Repeat the data word for word. Do not include the pictures.

## DATA EXCERPT
===

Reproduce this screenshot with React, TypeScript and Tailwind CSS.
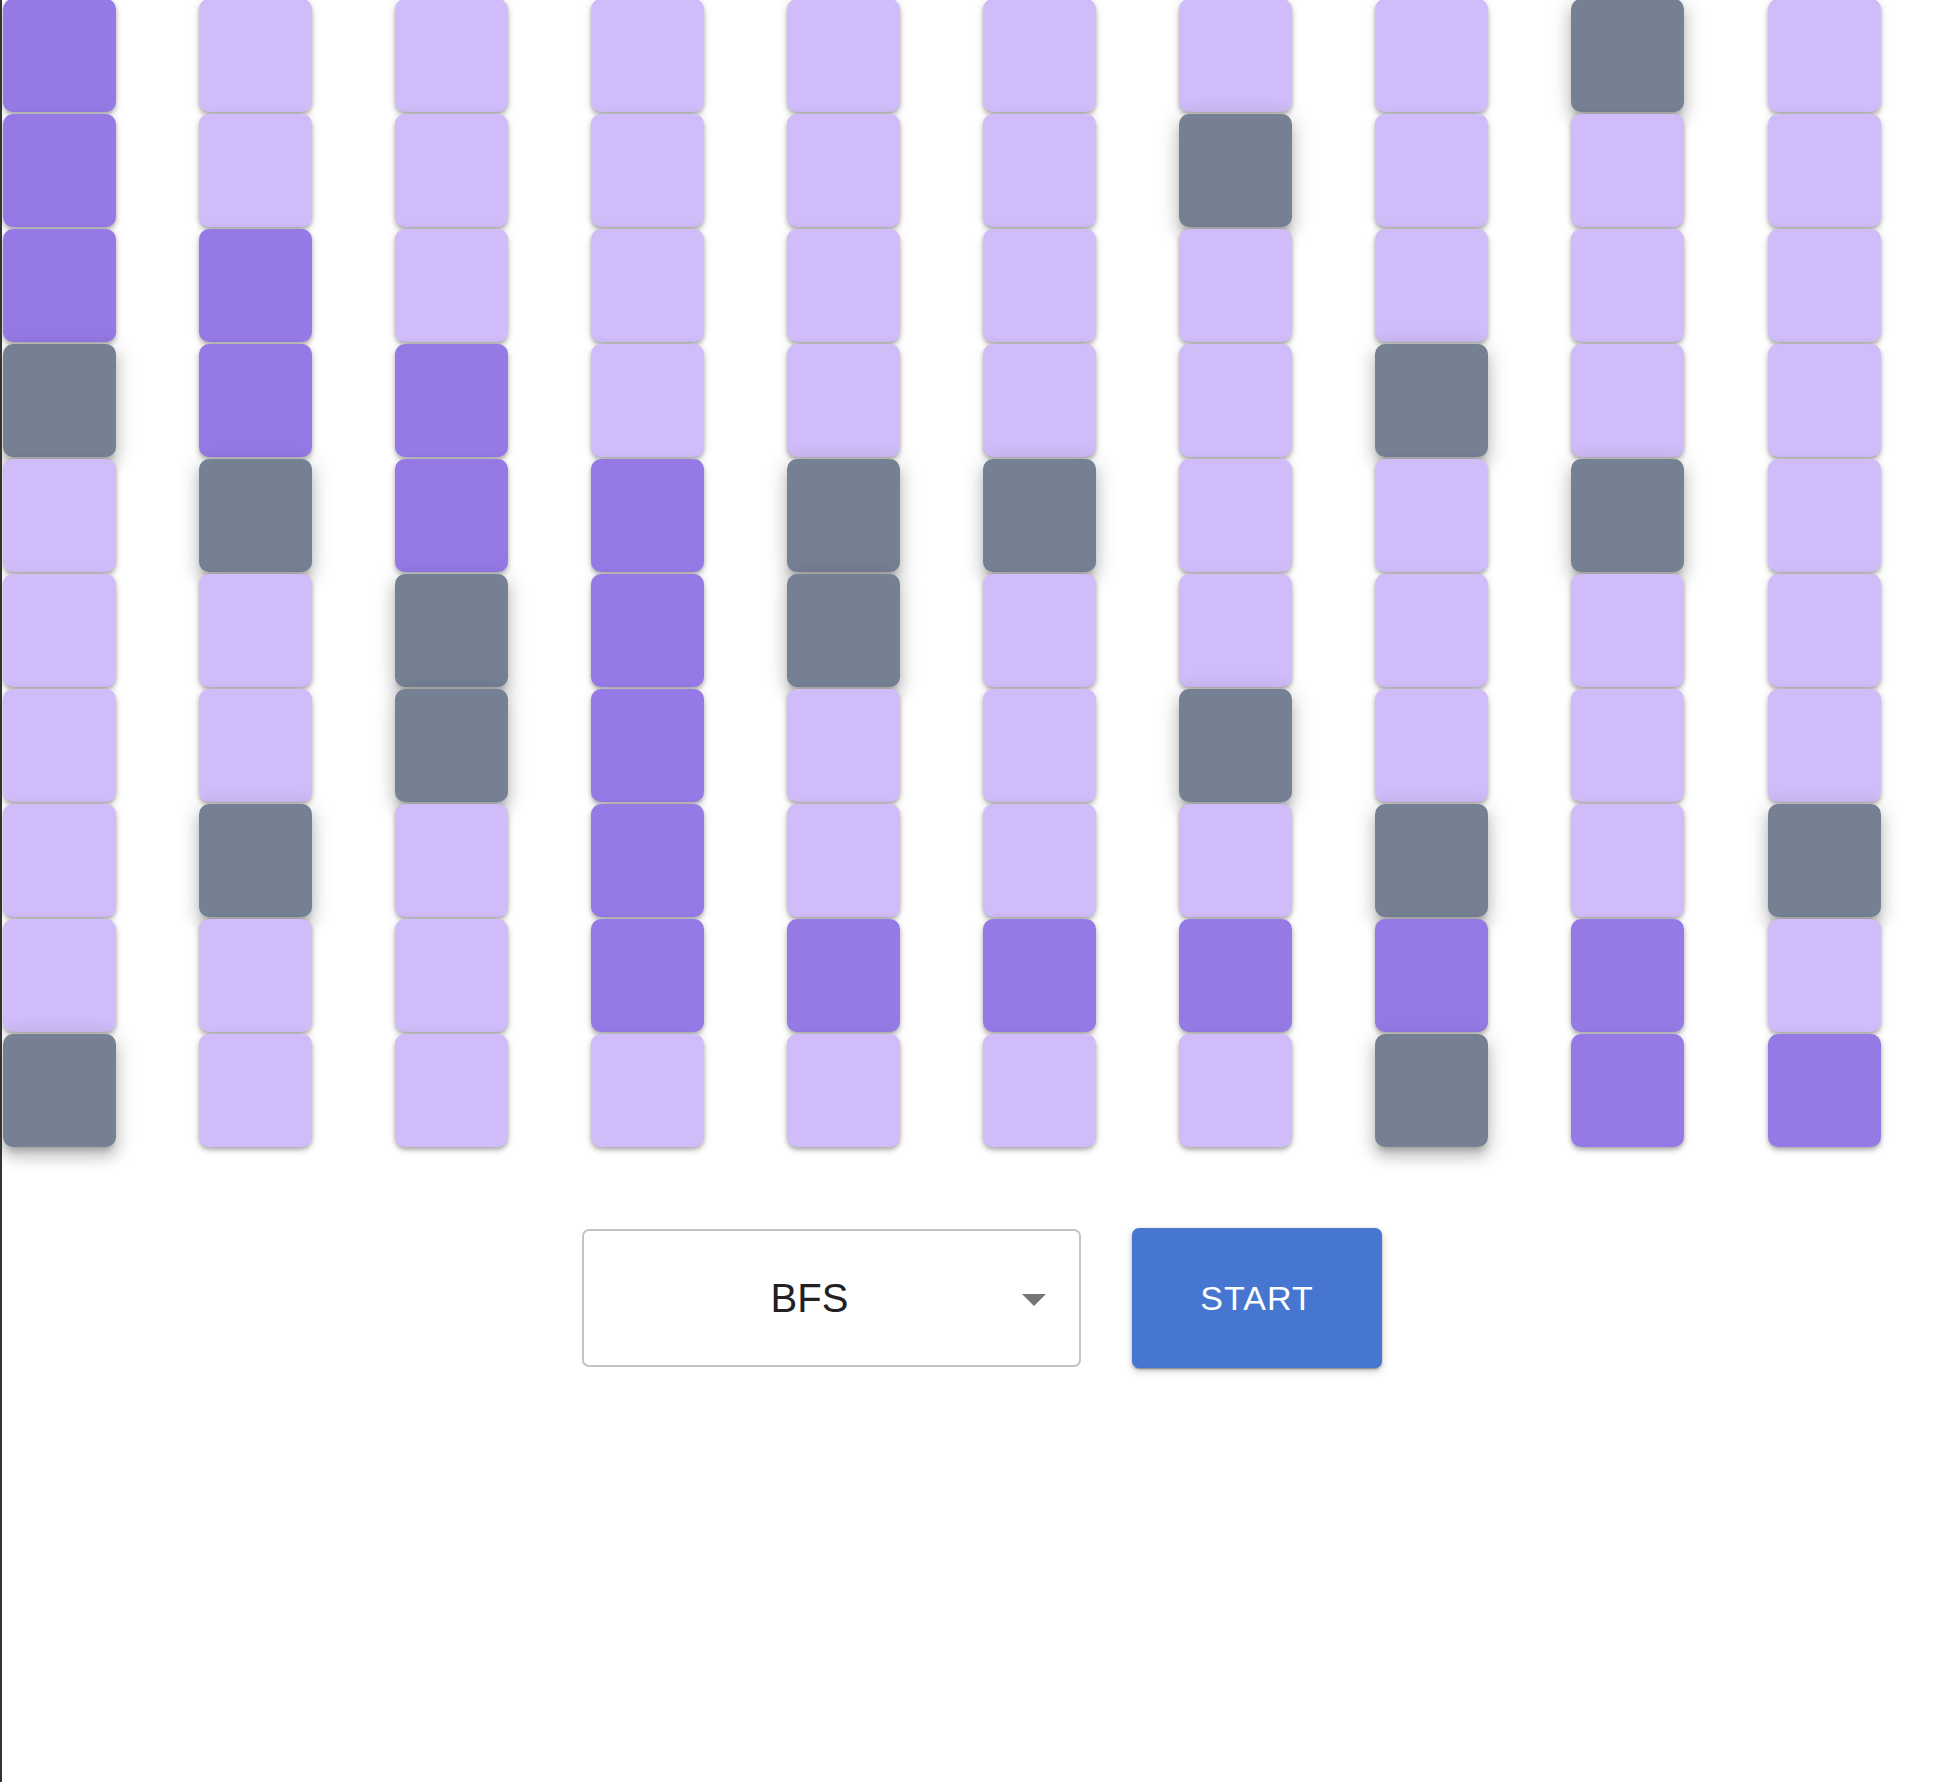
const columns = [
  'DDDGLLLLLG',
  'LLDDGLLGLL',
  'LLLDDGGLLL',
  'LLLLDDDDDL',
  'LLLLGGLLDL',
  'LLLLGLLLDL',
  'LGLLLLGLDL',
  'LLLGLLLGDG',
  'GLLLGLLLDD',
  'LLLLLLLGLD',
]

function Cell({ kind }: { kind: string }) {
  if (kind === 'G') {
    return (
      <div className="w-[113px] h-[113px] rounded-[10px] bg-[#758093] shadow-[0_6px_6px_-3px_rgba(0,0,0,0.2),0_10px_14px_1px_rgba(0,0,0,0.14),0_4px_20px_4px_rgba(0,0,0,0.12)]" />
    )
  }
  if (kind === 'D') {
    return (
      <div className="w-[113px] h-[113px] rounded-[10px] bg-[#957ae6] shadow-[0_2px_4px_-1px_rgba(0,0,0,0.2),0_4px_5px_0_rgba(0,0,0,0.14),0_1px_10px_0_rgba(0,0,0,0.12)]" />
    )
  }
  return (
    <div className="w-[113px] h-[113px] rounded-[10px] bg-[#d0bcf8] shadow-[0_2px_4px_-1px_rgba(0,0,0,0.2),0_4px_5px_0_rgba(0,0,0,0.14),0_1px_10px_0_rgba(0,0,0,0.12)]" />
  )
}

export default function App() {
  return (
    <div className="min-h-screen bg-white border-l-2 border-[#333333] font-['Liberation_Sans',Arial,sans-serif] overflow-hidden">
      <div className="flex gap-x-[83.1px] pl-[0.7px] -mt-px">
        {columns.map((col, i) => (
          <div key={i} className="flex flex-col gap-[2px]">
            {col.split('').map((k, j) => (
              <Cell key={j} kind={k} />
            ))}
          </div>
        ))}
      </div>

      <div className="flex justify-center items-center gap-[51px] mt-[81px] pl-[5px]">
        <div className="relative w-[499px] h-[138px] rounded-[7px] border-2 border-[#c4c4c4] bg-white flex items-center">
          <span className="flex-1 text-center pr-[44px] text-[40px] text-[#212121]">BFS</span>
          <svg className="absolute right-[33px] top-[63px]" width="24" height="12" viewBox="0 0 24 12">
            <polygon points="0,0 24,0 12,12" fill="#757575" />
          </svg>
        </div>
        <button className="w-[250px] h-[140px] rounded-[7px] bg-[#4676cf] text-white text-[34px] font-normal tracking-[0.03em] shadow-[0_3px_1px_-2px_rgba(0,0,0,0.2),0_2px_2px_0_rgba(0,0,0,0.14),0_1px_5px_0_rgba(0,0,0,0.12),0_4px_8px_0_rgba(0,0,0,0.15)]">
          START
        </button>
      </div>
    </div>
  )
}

===

## EXERCISE SOLUTION
Reproduce this screenshot with React, TypeScript and Tailwind CSS.
const columns = [
  'DDDGLLLLLG',
  'LLDDGLLGLL',
  'LLLDDGGLLL',
  'LLLLDDDDDL',
  'LLLLGGLLDL',
  'LLLLGLLLDL',
  'LGLLLLGLDL',
  'LLLGLLLGDG',
  'GLLLGLLLDD',
  'LLLLLLLGLD',
]

function Cell({ kind }: { kind: string }) {
  if (kind === 'G') {
    return (
      <div className="w-[113px] h-[113px] rounded-[10px] bg-[#758093] shadow-[0_6px_6px_-3px_rgba(0,0,0,0.2),0_10px_14px_1px_rgba(0,0,0,0.14),0_4px_20px_4px_rgba(0,0,0,0.12)]" />
    )
  }
  if (kind === 'D') {
    return (
      <div className="w-[113px] h-[113px] rounded-[10px] bg-[#957ae6] shadow-[0_2px_4px_-1px_rgba(0,0,0,0.2),0_4px_5px_0_rgba(0,0,0,0.14),0_1px_10px_0_rgba(0,0,0,0.12)]" />
    )
  }
  return (
    <div className="w-[113px] h-[113px] rounded-[10px] bg-[#d0bcf8] shadow-[0_2px_4px_-1px_rgba(0,0,0,0.2),0_4px_5px_0_rgba(0,0,0,0.14),0_1px_10px_0_rgba(0,0,0,0.12)]" />
  )
}

export default function App() {
  return (
    <div className="min-h-screen bg-white border-l-2 border-[#333333] font-['Liberation_Sans',Arial,sans-serif] overflow-hidden">
      <div className="flex gap-x-[83.1px] pl-[0.7px] -mt-px">
        {columns.map((col, i) => (
          <div key={i} className="flex flex-col gap-[2px]">
            {col.split('').map((k, j) => (
              <Cell key={j} kind={k} />
            ))}
          </div>
        ))}
      </div>

      <div className="flex justify-center items-center gap-[51px] mt-[81px] pl-[5px]">
        <div className="relative w-[499px] h-[138px] rounded-[7px] border-2 border-[#c4c4c4] bg-white flex items-center">
          <span className="flex-1 text-center pr-[44px] text-[40px] text-[#212121]">BFS</span>
          <svg className="absolute right-[33px] top-[63px]" width="24" height="12" viewBox="0 0 24 12">
            <polygon points="0,0 24,0 12,12" fill="#757575" />
          </svg>
        </div>
        <button className="w-[250px] h-[140px] rounded-[7px] bg-[#4676cf] text-white text-[34px] font-normal tracking-[0.03em] shadow-[0_3px_1px_-2px_rgba(0,0,0,0.2),0_2px_2px_0_rgba(0,0,0,0.14),0_1px_5px_0_rgba(0,0,0,0.12),0_4px_8px_0_rgba(0,0,0,0.15)]">
          START
        </button>
      </div>
    </div>
  )
}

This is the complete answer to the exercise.